Phillips, Brookway and Ohleiser trace the origins of the shadow gospel to two 20th century contexts: anti-communism and parachurch evangelicalism. Anti-communism divided the world into real America, that was good, and communism, that was evil and included all manners of leftist causes such as civil rights, labor organizations, and feminism. The rise of parachurch evangelicalism harnessed evangelical messages, media, and leaders outside of formal church institutions. Parachurch evangelicals are particularly threatened by secularism and humanism and the subversive infiltration of leftist ideas. “Understanding this history is key to understanding how the shadow gospel, turbocharged by social media, is able to spread messages with all the power and emotional resonance of religion but with none of the pesky tethers to religious theology.” Pesky tethers, indeed.

Historian Kristin Kobes Du Mez discusses white Christian nationalism in her book, Jesus and John Wayne, and in a recent substack, “Is White Christian Nationalism ‘imposter Christianity’?” Du Mez considers that yes, this shadow gospel is American Christianity, wedded to both power and white privilege long before the United States even existed. But Du Mez is also clear that the shadow gospel is not the whole of American Christianity. There is also the American Christianity that disrupted the status quo and challenged systems of privilege, power, and inequality. Du Mez asks this key question: “why are these Christians, in this moment, choosing this version of the faith?”

What are today’s Christians supposed to do? Phillips, Brookway, and Ohlheiser conclude the only way to combat the power of the shadow gospel is to expose it. Du Mez concludes that Christians need to invite more critique, not less, and should question the core biblical teachings of this shadow gospel.

Perhaps all of us should consider the role of our own beliefs and legislating them into our Constitution. How should a democratic system uphold the rights of all its citizens, when its citizens subscribe to different beliefs and values?

Photo by Filip Andrejevic on Unsplash

Rebecca Koerselman

Rebecca Koerselman teaches history at Northwestern College in Orange City, IA.

4 Comments

  • Magnificent once more. Thank you again for your writing.

  • Pam Adams says:

    Rebecca, That address was brilliant and I will admit it is exactly how I feel. I am a supporter of Kristin Du Mez and enjoyed her book very much. It was a reading that I kept saying she has it right. I know her book is popular in the wider culture but her readings close to home are of people who see her views as slanted.

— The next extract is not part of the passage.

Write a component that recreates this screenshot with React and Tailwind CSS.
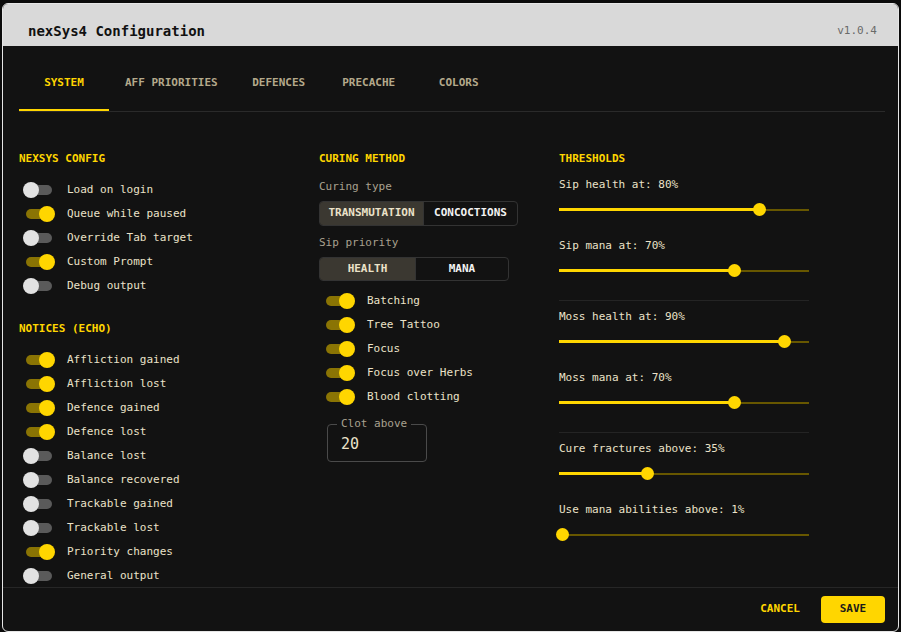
import { useState } from "react";

const tabs = ["SYSTEM", "AFF PRIORITIES", "DEFENCES", "PRECACHE", "COLORS"];

const configToggles = [
  ["Load on login", false],
  ["Queue while paused", true],
  ["Override Tab target", false],
  ["Custom Prompt", true],
  ["Debug output", false],
];

const noticeToggles = [
  ["Affliction gained", true],
  ["Affliction lost", true],
  ["Defence gained", true],
  ["Defence lost", true],
  ["Balance lost", false],
  ["Balance recovered", false],
  ["Trackable gained", false],
  ["Trackable lost", false],
  ["Priority changes", true],
  ["General output", false],
];

const curingToggles = ["Batching", "Tree Tattoo", "Focus", "Focus over Herbs", "Blood clotting"];

const thresholdGroups = [
  [["Sip health at", 80], ["Sip mana at", 70]],
  [["Moss health at", 90], ["Moss mana at", 70]],
  [["Cure fractures above", 35], ["Use mana abilities above", 1]],
];

function Toggle({ label, on }) {
  return (
    <div className="flex items-center h-[24px]">
      <div className="relative w-[36px] h-[16px] ml-[4px] mr-[8px] shrink-0">
        <div
          className={`absolute left-[3px] top-[3px] w-[26px] h-[10px] rounded-full ${
            on ? "bg-[#8a7404]" : "bg-[#5a5a5a]"
          }`}
        />
        <div
          className={`absolute top-0 w-[16px] h-[16px] rounded-full ${
            on ? "left-[16px] bg-[#ffd600]" : "left-0 bg-[#e2e2e2]"
          }`}
        />
      </div>
      <span className="text-[11px] leading-[16px] text-[#ebe2c9]">{label}</span>
    </div>
  );
}

function Heading({ children }) {
  return <div className="text-[11px] leading-[16px] font-bold text-[#ffd600]">{children}</div>;
}

function Slider({ label, value }) {
  return (
    <div>
      <div className="text-[11px] leading-[16px] text-[#ebe2c9]">
        {label}: {value}%
      </div>
      <div className="relative w-[250px] h-[20px] mt-[7px]">
        <div className="absolute left-0 right-0 top-[9px] h-[2px] bg-[#675700]" />
        <div className="absolute left-0 top-[8px] h-[3px] bg-[#ffd600]" style={{ width: `${value}%` }} />
        <div
          className="absolute top-[3px] w-[13px] h-[13px] -ml-[6px] rounded-full bg-[#ffd600]"
          style={{ left: `${Math.max(value, 1.2)}%` }}
        />
      </div>
    </div>
  );
}

export default function App() {
  const [tab, setTab] = useState(0);

  return (
    <div className="w-[901px] h-[632px] bg-[#0b0b0b] pt-[3px] px-[2px] overflow-hidden font-['DejaVu_Sans_Mono',monospace]">
      <div className="h-[629px] rounded-[6px] border border-[#e6e6e6] bg-[#121212] overflow-hidden flex flex-col">
        {/* HEADER */}
        <div className="h-[42px] shrink-0 bg-[#d9d9d9] flex items-start justify-between pl-[25px] pr-[21px] pt-[17px]">
          <span className="text-[14px] leading-[20px] font-bold text-[#111]">nexSys4 Configuration</span>
          <span className="text-[11px] leading-[20px] text-[#6a6a6a]">v1.0.4</span>
        </div>

        {/* TABS */}
        <div className="ml-[16px] mr-[13px] flex border-b border-[#2a2a2a] shrink-0">
          {tabs.map((t, i) => (
            <div
              key={t}
              onClick={() => setTab(i)}
              className={`relative min-w-[90px] px-4 h-[65px] pt-[30px] text-[11px] leading-[14px] font-bold flex justify-center cursor-pointer ${
                i === tab ? "text-[#ffd600]" : "text-[#b4a98b]"
              }`}
            >
              {t}
              {i === tab && <div className="absolute left-0 right-0 bottom-0 h-[2px] bg-[#ffd600]" />}
            </div>
          ))}
        </div>

        {/* CONTENT */}
        <div className="flex-1 min-h-0 overflow-hidden pl-[16px] pr-[13px] pt-[39px] grid grid-cols-[300px_240px_1fr]">
          <div>
            <Heading>NEXSYS CONFIG</Heading>
            <div className="mt-[11px]">
              {configToggles.map(([l, on]) => (
                <Toggle key={l} label={l} on={on} />
              ))}
            </div>
            <div className="mt-[23px]">
              <Heading>NOTICES (ECHO)</Heading>
            </div>
            <div className="mt-[11px]">
              {noticeToggles.map(([l, on]) => (
                <Toggle key={l} label={l} on={on} />
              ))}
            </div>
          </div>

          <div>
            <Heading>CURING METHOD</Heading>
            <div className="mt-[12px] text-[11px] leading-[16px] text-[#a9a18f]">Curing type</div>
            <div className="mt-[6px] flex w-fit h-[25px] border border-[#333] rounded-[4px] overflow-hidden text-[11px] font-bold">
              <div className="w-[103px] flex items-center justify-center bg-[#3b3831] text-[#ebe2c9]">TRANSMUTATION</div>
              <div className="w-[94px] flex items-center justify-center border-l border-[#333] text-[#f2f2f2]">CONCOCTIONS</div>
            </div>
            <div className="mt-[9px] text-[11px] leading-[16px] text-[#a9a18f]">Sip priority</div>
            <div className="mt-[6px] flex w-fit h-[24px] border border-[#333] rounded-[4px] overflow-hidden text-[11px] font-bold">
              <div className="w-[95px] flex items-center justify-center bg-[#3b3831] text-[#ebe2c9]">HEALTH</div>
              <div className="w-[93px] flex items-center justify-center border-l border-[#333] text-[#f2f2f2]">MANA</div>
            </div>
            <div className="mt-[8px]">
              {curingToggles.map((l) => (
                <Toggle key={l} label={l} on />
              ))}
            </div>
            <div className="relative mt-[15px] ml-[8px] w-[100px] h-[38px] border border-[#4a4a4a] rounded-[4px] flex items-center pl-[13px] pt-[2px]">
              <span className="absolute -top-[8px] left-[9px] px-[4px] bg-[#121212] text-[11px] leading-[14px] text-[#a9a18f]">
                Clot above
              </span>
              <span className="text-[15px] text-[#ebe2c9]">20</span>
            </div>
          </div>

          <div>
            <Heading>THRESHOLDS</Heading>
            <div className="mt-[10px]">
              {thresholdGroups.map((g, gi) => (
                <div
                  key={gi}
                  className={`w-[250px] flex flex-col gap-[18px] ${
                    gi < thresholdGroups.length - 1 ? "pb-[19px] mb-[8px] border-b border-[#242424]" : ""
                  }`}
                >
                  {g.map(([l, v]) => (
                    <Slider key={l} label={l} value={v} />
                  ))}
                </div>
              ))}
            </div>
          </div>
        </div>

        {/* FOOTER */}
        <div className="h-[44px] shrink-0 border-t border-[#262626] flex items-start justify-end gap-[13px] pt-[8px] pr-[13px]">
          <button className="h-[27px] px-[8px] text-[11px] font-bold text-[#ffd600]">CANCEL</button>
          <button className="h-[27px] w-[64px] rounded-[4px] bg-[#ffd600] text-[11px] font-bold text-[#1a1a1a]">SAVE</button>
        </div>
      </div>
    </div>
  );
}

I guess I am slanted too but I hope the direction of the slant to towards our radical Lord who did things against the system with a outrageous gospel.

  • PHIL DEHAAN says:

    Watched Band of Brothers recently on HBO and somehow this song came back into my consciousness almost a half century after last singing it during Cadets in the basement of the white clapboard Exeter CRC near the corner of highways 83 and 4 in Huron County. Somehow it didn’t seem quite as fun and jingly as it once did.

  • Mel V says:

    When is the last time you sang “Onward Christian Soldiers” or considered the word “Crusade” to be appropriate to describe the Great Commission? Both were at the forefront of Sunday and Christian school when I was a kid. Politicians will “fight” for us but Christians don’t do that anymore.